Message from Chancellor Guskiewicz on Carolina’s coronavirus response

"The coronavirus is a serious threat that must be met with a bias toward the safety and well-being of our campus while maintaining the University’s teaching, research and service mission."

The Old Well fountain.
(Photo by Jon Gardiner/UNC-Chapel Hill)

Dear Tar Heels,

Throughout its 226 years, UNC-Chapel Hill has directly experienced events that changed us, our nation and the world. With each change, the Tar Heels of those times had to find new ways to face those challenges, advance and thrive. COVID-19, also known as the novel coronavirus, and the sweeping, rapid changes it has ushered into our society in just a short time, has now solidified its place on that long list. Today, it would be impossible to identify anyone who has not felt its impact in their daily lives.

We are coming to the end of a historic and tumultuous week, when many of you were not here. I wanted to reflect on the impact this virus has already had on so many of us here and acknowledge that the days to follow will continue to bring us more change and challenges. As a campus community, I know we will face these with the same resilience and determination demonstrated by many of our fellow students, faculty and staff who were among the first wave of Tar Heels affected by the changes.

We send best wishes for a fast and full recovery to all who have experienced COVID-19. There is no question that the highly viral nature of COVID-19 has created an environment where reducing exposure to the virus has driven dramatic changes to our daily lives. Here are but a few, with more likely to come.

Just several weeks ago, students in the UNC Global Study Abroad program, many already in classes at their host country institutions, were suddenly caught-up in sweeping COVID-19 outbreaks that were the vanguard of what is now classified by the World Health Organization as a global pandemic. Those students, many of whom had spent years dreaming and anticipating of these unique educational and cultural experiences, were forced to make practical, yet extremely difficult decisions to return home. Most of those students will be able to complete their course work online or through replacement courses. We will work tirelessly with all others to assist them in achieving their aspirations of a meaningful global academic experience. Today, we also announced the cancellation of all summer 2020 study abroad and international education programs. For the study abroad students who had to return unexpectedly or won’t be able to go this summer, I offer my regrets for the anxiety and change they have had to face. I hope that one day they can return to the countries they had to leave behind or had planned to visit.

In just 24 hours, Carolina’s winter and spring student-athletes, coaches and staffs went from the daily rhythm of practicing and competing to a sudden suspension of their seasons. This was done out of an abundance of caution for the well-being of those students and our community. I want to acknowledge the stress and uncertainty this turn of events has created for all student-athletes, particularly those who were scheduled to compete for a national title and those seniors who are in their final year of eligibility. Our hope is that you will be able to return to competition in the near future, but most importantly when it’s determined safe.
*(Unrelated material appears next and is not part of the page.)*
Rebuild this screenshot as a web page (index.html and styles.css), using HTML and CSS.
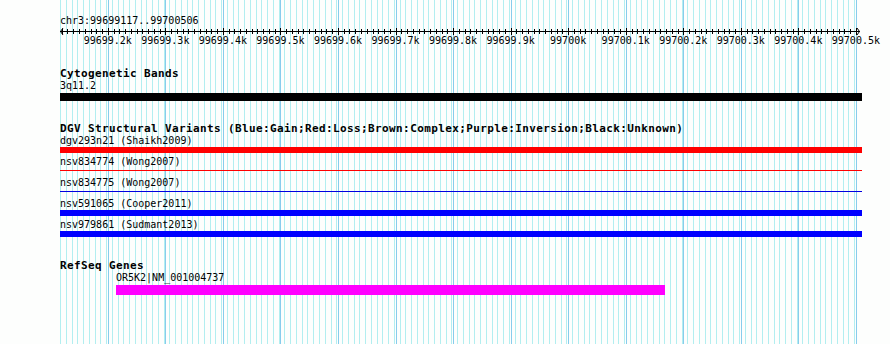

As previously announced, during the week of March 23 we will leap into the world of remote instruction. While this is a massive, in-semester pivot for most of our students and faculty, I am already inspired and heartened by the determination and resolve on the part of our faculty to begin working on how to best translate their courses into remote instruction. I have always known how much our world-class faculty care about their students. Yesterday, hundreds of our faculty showed up on campus to begin this process. Next week, our dedicated UNC ITS teams will be deployed to sites around campus to conduct full-scale training using Zoom and other technologies. I have no doubt they will be as prepared as possible on March 23 and the days that follow.

And, finally, I want to acknowledge the tireless effort and leadership from Carolina’s Emergency Operations Center. This is a cross-functional team that has worked 24/7 over the past weeks to confront the challenges brought by COVID-19 to every aspect of Carolina’s student affairs, academic departments, research enterprise and staff support, as well as to coordinate with local and state authorities. Their commitment, thoughtful approach, and rigor reminds me of the talent and teamwork on display every day across our campus. You can see some of their work and stay abreast of our responses at the University’s COVID-19 resource website.

Carolina has faced uncertainty throughout its history, and those who have walked this campus before us have always found ways to adapt, advance and thrive. The coronavirus is a serious threat that must be met with a bias toward the safety and well-being of our campus while maintaining the University’s teaching, research and service mission. There will likely be more challenges that will require more changes and more pivots, and this will prepare us to respond in the future. We will do whatever necessary to meet those needs to help our students achieve their academic goals and aspirations. I’ve always believed that on the other side of every challenge is an opportunity.